If the ECP tries to hold local elections in Punjab in one day at 65 per cent turnout, then it would need to augment its arrangements/resources to a huge degree, which does not seem feasible. The ECP cannot train one million polling personnel and establish 300,000 polling booths. However, if elections take place in phases, fewer personnel would be required. The ECP could thoroughly train core presiding officers and they could be deployed from one phase to the other. This would definitely improve the quality of elections. In my opinion, local elections in Sindh and Punjab must be divided into four phases in order to maintain a certain standard.

Lesson two: Since the 2013 general elections, the ECP has shared very little or no information with the public. After 21 days of the KP local elections, nothing is available on its website regarding the elections. The ECP needs to improve the working of its research and publication wing and all statistical information should be made available,  in order to get timely feedback from stakeholders and scholars.

Lesson three: Improve coordination between the administration, police and ECP; divide responsibilities and duties and make them public knowledge.
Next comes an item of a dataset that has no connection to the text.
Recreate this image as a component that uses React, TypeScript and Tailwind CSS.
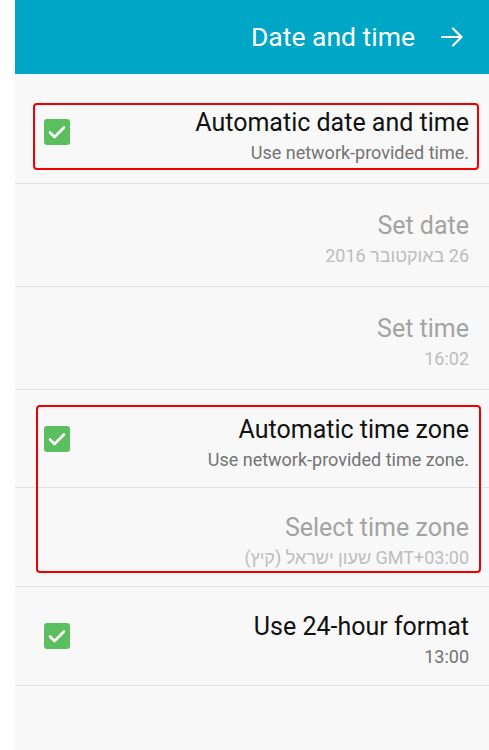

Lesson four: Learning from the 2013 general elections and KP local elections, make sure the polling staff fully understand their duties and functions and act accordingly. Also, it is imperative to make independent and adequate boarding and lodging arrangements for polling staff. They must not be left at the mercy of local influentials.

Lesson five: Political parties and candidates should deploy fully trained polling agents. A vigilant and trained polling agent can prevent corrupt practices at the time of polling and result preparation.

The ECP is already under tremendous scrutiny. It needs to improve its image through better organised elections. This is possible only when it guards its independence vehemently and insulates itself from political influence. The forthcoming local elections are a serious challenge and they must be seen to be credible.